*SET TASK*.
Return every line of the data below that includes the string "index".

*COLLECTED MATERIAL*.
○ ○ ○ ○ ○

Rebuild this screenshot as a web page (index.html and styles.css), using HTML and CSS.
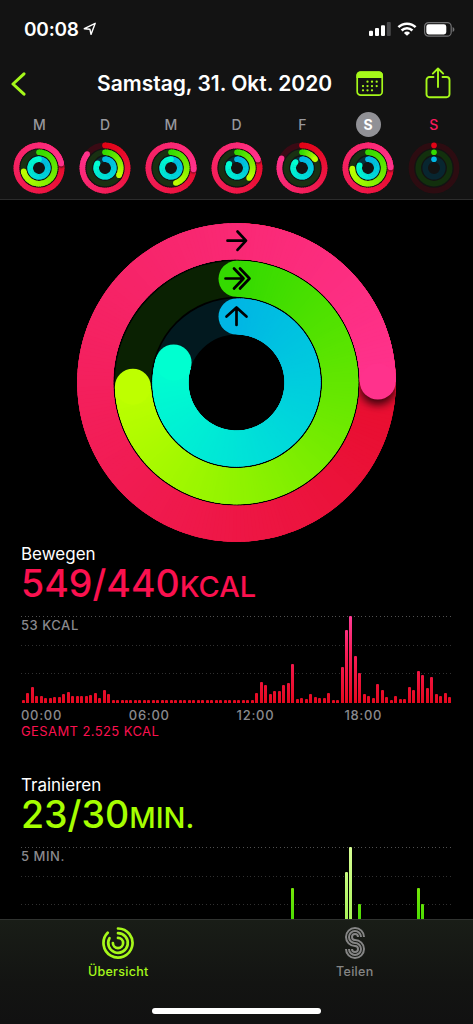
FILE: index.html
```html
<!DOCTYPE html>
<html lang="de">
<head>
    <meta charset="UTF-8">
    <meta name="viewport" content="width=device-width, initial-scale=1.0">
    <title>Aktivität</title>
    <link rel="stylesheet" href="styles.css">
</head>
<body>

    <header class="header">
        <!-- Status bar -->
        <div class="status">
            <span class="time">00:08</span>
            <svg class="location" width="14" height="14" viewBox="0 0 14 14"><path d="M1.3 6.7 12.2 1.3 8 12.4 6.9 7.2z" fill="none" stroke="#fff" stroke-width="1.4" stroke-linejoin="round"/></svg>
            <svg class="signal" width="22" height="14" viewBox="0 0 22 14" fill="#fff">
                <rect x="0" y="8.7" width="4" height="5.3" rx="1"/>
                <rect x="6" y="6" width="4" height="8" rx="1"/>
                <rect x="12" y="3.3" width="4" height="10.7" rx="1"/>
                <rect x="17.8" y="0" width="4" height="14" rx="1" fill="#48484a"/>
            </svg>
            <svg class="wifi" width="20" height="14" viewBox="0 0 20 14" fill="none" stroke="#fff" stroke-width="2.5">
                <path d="M1.4 5.2a12.3 12.3 0 0 1 17.2 0"/>
                <path d="M4.6 8.5a7.7 7.7 0 0 1 10.8 0"/>
                <path d="M10 13.8 6.9 10.9a4.4 4.4 0 0 1 6.2 0z" fill="#fff" stroke="none"/>
            </svg>
            <svg class="battery" width="31" height="15" viewBox="0 0 31 15">
                <rect x="0.6" y="0.6" width="26.6" height="13.6" rx="4" fill="none" stroke="#737375" stroke-width="1.2"/>
                <rect x="2.3" y="2.3" width="20" height="10.2" rx="2.4" fill="#fff"/>
                <path d="M28.6 5v5c1.2-.4 1.8-1.3 1.8-2.5S29.800 5.400 28.600 5z" fill="#737375"/>
            </svg>
        </div>

        <!-- Title bar -->
        <div class="nav">
            <svg class="back" width="15" height="24" viewBox="0 0 15 24"><path d="M13 1.800 2 12l11 10.200" fill="none" stroke="#a6f81a" stroke-width="3" stroke-linecap="round" stroke-linejoin="round"/></svg>
            <h1>Samstag, 31. Okt. 2020</h1>
            <svg class="calendar" width="28" height="26" viewBox="0 0 28 26">
                <rect x="1.200" y="1.200" width="25" height="23" rx="3.500" fill="none" stroke="#a6f81a" stroke-width="1.700"/>
                <path d="M.4 7V4.500A4 4 0 0 1 4.400.4H23a4 4 0 0 1 4 4.100V7z" fill="#a6f81a"/>
                <g fill="#a6f81a">
                    <circle cx="11.500" cy="10.700" r="1.150"/><circle cx="16" cy="10.700" r="1.150"/><circle cx="20.700" cy="10.700" r="1.150"/>
                    <circle cx="7" cy="15.100" r="1.150"/><circle cx="11.500" cy="15.100" r="1.150"/><circle cx="16" cy="15.100" r="1.150"/><circle cx="20.700" cy="15.100" r="1.150"/>
                    <circle cx="7" cy="19.300" r="1.150"/><circle cx="11.500" cy="19.300" r="1.150"/><circle cx="16" cy="19.300" r="1.150"/>
                </g>
            </svg>
            <svg class="share" width="26" height="32" viewBox="0 0 26 32" fill="none" stroke="#a6f81a" stroke-width="1.900" stroke-linecap="round" stroke-linejoin="round">
                <path d="M8.500 10H4.500A3 3 0 0 0 1.500 13v14.300a3 3 0 0 0 3 3h17a3 3 0 0 0 3-3V13a3 3 0 0 0-3-3h-4"/>
                <path d="M13 20V1.800M7.800 6.600 13 1.500l5.200 5.100"/>
            </svg>
        </div>

        <!-- Week rings, filled in by script.js -->
        <div class="week" id="week"></div>
    </header>

    <main class="content">
        <div class="big-ring" id="bigRing"></div>

        <section class="stat move">
            <h2>Bewegen</h2>
            <p class="value">549/440<small>KCAL</small></p>
            <div class="chart" id="moveChart"><span class="limit">53 KCAL</span></div>
            <div class="hours"><span>00:00</span><span>06:00</span><span>12:00</span><span>18:00</span></div>
            <p class="total">GESAMT 2.525 KCAL</p>
        </section>

        <section class="stat exercise">
            <h2>Trainieren</h2>
            <p class="value">23/30<small>MIN.</small></p>
            <div class="chart" id="exerciseChart"><span class="limit">5 MIN.</span></div>
        </section>
    </main>

    <footer class="footer">
        <nav class="tabs">
            <a class="tab active">
                <svg width="34" height="34" viewBox="-17 -17 34 34" fill="none" stroke="#a6f81a" stroke-width="2.700" stroke-linecap="round">
                    <path d="M0-14.500A14.500 14.500 0 1 1-10.300-10.200"/>
                    <path d="M0-9.800A9.800 9.800 0 1 1-8.500-4.900"/>
                    <path d="M0-5.100A5.100 5.100 0 1 1-5.100 0"/>
                </svg>
                <span>Übersicht</span>
            </a>
            <a class="tab">
                <svg width="34" height="34" viewBox="-6.500 -1 34 34" fill="none" stroke="#858585" stroke-width="2">
                    <path d="M19.500 10A9 9 0 1 0 10.500 19A3 3 0 1 1 7.500 22"/>
                    <path d="M16.500 10A6 6 0 1 0 10.500 16A6 6 0 1 1 4.500 22"/>
                    <path d="M13.500 10A3 3 0 1 0 10.500 13A9 9 0 1 1 1.500 22"/>
                </svg>
                <span>Teilen</span>
            </a>
        </nav>
        <div class="home"></div>
    </footer>

    <script src="script.js"></script>
</body>
</html>
```

FILE: styles.css
```css
* {
    box-sizing: border-box;
}
body {
    margin: 0;
    height: 1024px;
    display: flex;
    flex-direction: column;
    overflow: hidden;
    background: #000;
    color: #fff;
    font-family: Inter, "Liberation Sans", sans-serif;
}
h1, h2, p {
    margin: 0;
}
svg {
    display: block;
    flex: none;
}

/* Header */
.header {
    flex: none;
    height: 200px;
    background: #131313;
    border-bottom: 1px solid #2c2c2c;
}
.status {
    height: 58px;
    display: flex;
    align-items: center;
    padding: 0 18px 0 24px;
}
.time {
    font-size: 19px;
    font-weight: 600;
    letter-spacing: -0.2px;
}
.location {
    margin-left: 4px;
}
.signal {
    margin-left: auto;
}
.wifi {
    margin-left: 6px;
}
.battery {
    margin-left: 7px;
}
.nav {
    height: 50px;
    display: flex;
    align-items: center;
    padding: 0 22px 0 11px;
}
h1 {
    width: 236px;
    margin-left: 71px;
    font-size: 21px;
    font-weight: 600;
    letter-spacing: 0;
    white-space: nowrap;
}
.calendar {
    margin: 2px 0 0 23px;
}
.share {
    margin-left: auto;
}
.back {
    margin-top: 1px;
}
.week {
    display: grid;
    grid-template-columns: repeat(7, 65.75px);
    padding: 4px 0 0 6.500px;
}
.day {
    display: flex;
    flex-direction: column;
    align-items: center;
}
.day span {
    width: 25px;
    height: 25px;
    margin-bottom: 4.700px;
    line-height: 26px;
    border-radius: 50%;
    text-align: center;
    font-size: 14px;
    font-weight: 500;
    color: #98989d;
}
.day.selected span {
    background: #919196;
    color: #fff;
    font-weight: 700;
}
.day.today span {
    color: #f9195c;
}

/* Content */
.content {
    flex: 1;
    min-height: 0;
    overflow: hidden;
}
.big-ring {
    display: flex;
    justify-content: center;
    padding-top: 22px;
}
.stat {
    padding: 0 21px;
}
.stat h2 {
    height: 22px;
    line-height: 22px;
    font-size: 17px;
    font-weight: 400;
    letter-spacing: 0;
}
.value {
    height: 37px;
    line-height: 37px;
    font-size: 37.500px;
    font-weight: 500;
    white-space: nowrap;
}
.value small {
    font-size: 29px;
}
.move {
    height: 231px;
}
.move .value, .move .total {
    color: #fa114f;
}
.exercise .value {
    color: #a6ff00;
}
.chart {
    width: 431px;
    height: 87px;
    margin-top: 14px;
    display: grid;
    grid-template-columns: repeat(96, 1fr);
    justify-items: center;
    align-items: end;
    position: relative;
    background-image:
        repeating-linear-gradient(90deg, #505050 0 1px, transparent 1px 3.700px),
        repeating-linear-gradient(90deg, #303030 0 1px, transparent 1px 3.700px),
        repeating-linear-gradient(90deg, #303030 0 1px, transparent 1px 3.700px);
    background-size: 100% 1px;
    background-position: 0 0, 0 29px, 0 57px;
    background-repeat: no-repeat;
}
/* label lies over the bars */
.limit {
    position: absolute;
    top: 2px;
    left: 0;
    font-size: 13px;
    line-height: 15px;
    font-weight: 500;
    letter-spacing: 0.550px;
    color: #8a8a8e;
}
.bar {
    grid-row: 1;
    width: 3px;
    border-radius: 1px 1px 0 0;
    background: linear-gradient(0deg, #e5091f, #f71d58 50px, #ff3c96 87px);
}
.exercise .bar {
    background: linear-gradient(0deg, #38d800, #7be80a 50px);
}
.exercise .bar.peak {
    background: linear-gradient(0deg, #a0f04d, #d8ff96 87px);
}
.hours {
    display: grid;
    grid-template-columns: repeat(4, 107.800px);
    margin-top: 4px;
    line-height: 17px;
    font-size: 13px;
    font-weight: 500;
    letter-spacing: 0.700px;
    color: #8a8a8e;
}
.total {
    font-size: 13px;
    line-height: 15px;
    letter-spacing: 0.400px;
}

/* Tab bar */
.footer {
    flex: none;
    height: 105px;
    border-top: 1px solid #303330;
    background: linear-gradient(#191d17, #131412 60%, #111);
}
.tabs {
    display: grid;
    grid-template-columns: 1fr 1fr;
    height: 88px;
    padding-top: 6px;
}
.tab {
    display: flex;
    flex-direction: column;
    align-items: center;
    font-size: 12.500px;
    line-height: 16px;
    font-weight: 500;
    letter-spacing: 0.300px;
    color: #858585;
}
.tab span {
    margin-top: 4px;
}
.tab.active {
    color: #a6f81a;
}
.home {
    width: 169px;
    height: 6px;
    margin: 0 auto;
    border-radius: 3px;
    background: #fff;
}
```

FILE: script.js
```js
// start / end colour and track colour of each ring, outside to inside
const RINGS = [
    { from: [226, 4, 22], to: [255, 50, 140], track: "#2b060d" },
    { from: [52, 218, 0], to: [190, 255, 0], track: "#0a2102" },
    { from: [0, 182, 228], to: [0, 255, 208], track: "#02191f" }
];

const DAYS = [
    { name: "M", goals: [1.22, 0.715, 1] },
    { name: "D", goals: [0.855, 0.325, 0.84] },
    { name: "M", goals: [1.26, 0.45, 1] },
    { name: "D", goals: [1.19, 0.36, 0.83] },
    { name: "F", goals: [0.82, 0.157, 0.87] },
    { name: "S", goals: [1.247, 0.7436, 0.8], state: "selected" },
    { name: "S", goals: [0, 0, 0], state: "today" }
];

const MOVE = [
    3, 10, 16, 7, 7, 5, 5, 6, 6, 9, 11, 7.5, 7.5, 7, 7, 8, 10, 5, 13, 9,
    ...Array(32).fill(3),
    10, 21, 18, 9, 12.5, 12.5, 18, 20, 39, 4, 5, 4.5, 9, 6, 5, 5, 10, 3, 3,
    36, 73.5, 87, 47, 30.5, 9, 7, 5, 19, 13, 6, 3.5, 7, 4, 4.5,
    16, 13.5, 32, 28.5, 15, 26.5, 9, 7.5, 10, 6
];

const EXERCISE = Array(96).fill(0);
Object.assign(EXERCISE, { 30: 15, 59: 15, 60: 46.5, 72: 62, 73: 87, 75: 30.5, 88: 46.5, 89: 30.5, 91: 15 });

function point(r, turn) {
    const a = turn * 2 * Math.PI;
    return (r * Math.sin(a)).toFixed(2) + " " + (-r * Math.cos(a)).toFixed(2);
}

function mix(ring, t) {
    return "rgb(" + ring.from.map((c, i) => Math.round(c + (ring.to[i] - c) * t)).join(",") + ")";
}

function dot(r, turn, width, fill) {
    const [x, y] = point(r, turn).split(" ");
    return `<circle cx="${x}" cy="${y}" r="${width / 2}" fill="${fill}"/>`;
}

// the sweep is built from short pieces so the colour can follow the arc
function drawRing(ring, r, width, goal, steps, track) {
    let out = `<circle r="${r}" fill="none" stroke="${track}" stroke-width="${width}"/>`;
    out += dot(r, 0, width, mix(ring, 0));
    const count = Math.ceil(goal * steps);
    const shadowAt = count - Math.ceil(steps / 8);
    for (let i = 0; i < count; i++) {
        if (goal > 1 && i === shadowAt) {
            out += `<g clip-path="url(#clip${steps})"><g filter="url(#blur${steps})">${dot(r, goal + 0.006, width, "rgba(0,0,0,.75)")}</g></g>`;
        }
        const a = goal * i / count;
        const b = Math.min(goal, goal * (i + 1) / count + 0.01);
        out += `<path d="M${point(r, a)}A${r} ${r} 0 0 1 ${point(r, b)}" fill="none" stroke="${mix(ring, (i + 0.5) / count)}" stroke-width="${width}"/>`;
    }
    if (goal > 0) out += dot(r, goal, width, mix(ring, 1));
    return out;
}

function ringDefs(steps, r, width, blur) {
    const o = r + width / 2, n = r - width / 2;
    return `<defs><clipPath id="clip${steps}"><path clip-rule="evenodd" d="M0 ${-o}A${o} ${o} 0 1 1 0 ${o}A${o} ${o} 0 1 1 0 ${-o}M0 ${-n}A${n} ${n} 0 1 1 0 ${n}A${n} ${n} 0 1 1 0 ${-n}"/></clipPath>
        <filter id="blur${steps}" x="-50%" y="-50%" width="200%" height="200%"><feGaussianBlur stdDeviation="${blur}"/></filter></defs>`;
}

// Week row
document.getElementById("week").innerHTML = DAYS.map(day => {
    const tracks = day.state === "today" ? ["#2d0c11", "#12300d", "#082630"] : ["#3a0a14", "#193012", "#08303a"];
    const rings = RINGS.map((ring, i) =>
        drawRing(ring, [22.6, 15.7, 8.8][i], 5.6, day.goals[i], 60, tracks[i])).join("");
    return `<div class="day ${day.state || ""}"><span>${day.name}</span>
        <svg width="52" height="52" viewBox="-26 -26 52 52">${ringDefs(60, 22.6, 5.6, 0.8)}${rings}</svg></div>`;
}).join("");

// Big ring with the arrow glyphs
const goals = [1.249, 0.7436, 0.799];
document.getElementById("bigRing").innerHTML = `<svg width="321" height="321" viewBox="-160.5 -160.5 321 321">
    ${ringDefs(240, 141.3, 36, 4)}
    ${RINGS.map((ring, i) => drawRing(ring, [141.3, 103.7, 66][i], 36, goals[i], 240, ring.track)).join("")}
    <g fill="none" stroke="#000" stroke-width="2.7" stroke-linecap="round" stroke-linejoin="round">
        <path d="M-9-141.800H9M1-151l8.500 9.200L1-132.600"/>
        <path d="M-11-104H7M-2.500-114 7-104-2.500-94M3.500-114 13-104 3.500-94"/>
        <path d="M0-57.500V-75M-10-66 0-75 10-66"/>
    </g>
</svg>`;

function drawBars(id, values) {
    document.getElementById(id).insertAdjacentHTML("beforeend", values.map((h, i) =>
        `<div class="bar${h > 60 ? " peak" : ""}" style="grid-column:${i + 1};height:${h}px"></div>`).join(""));
}
drawBars("moveChart", MOVE);
drawBars("exerciseChart", EXERCISE);
```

○ ○ ○ ○ ○

*CORRECT OUTPUT*.
Rebuild this screenshot as a web page (index.html and styles.css), using HTML and CSS.
FILE: index.html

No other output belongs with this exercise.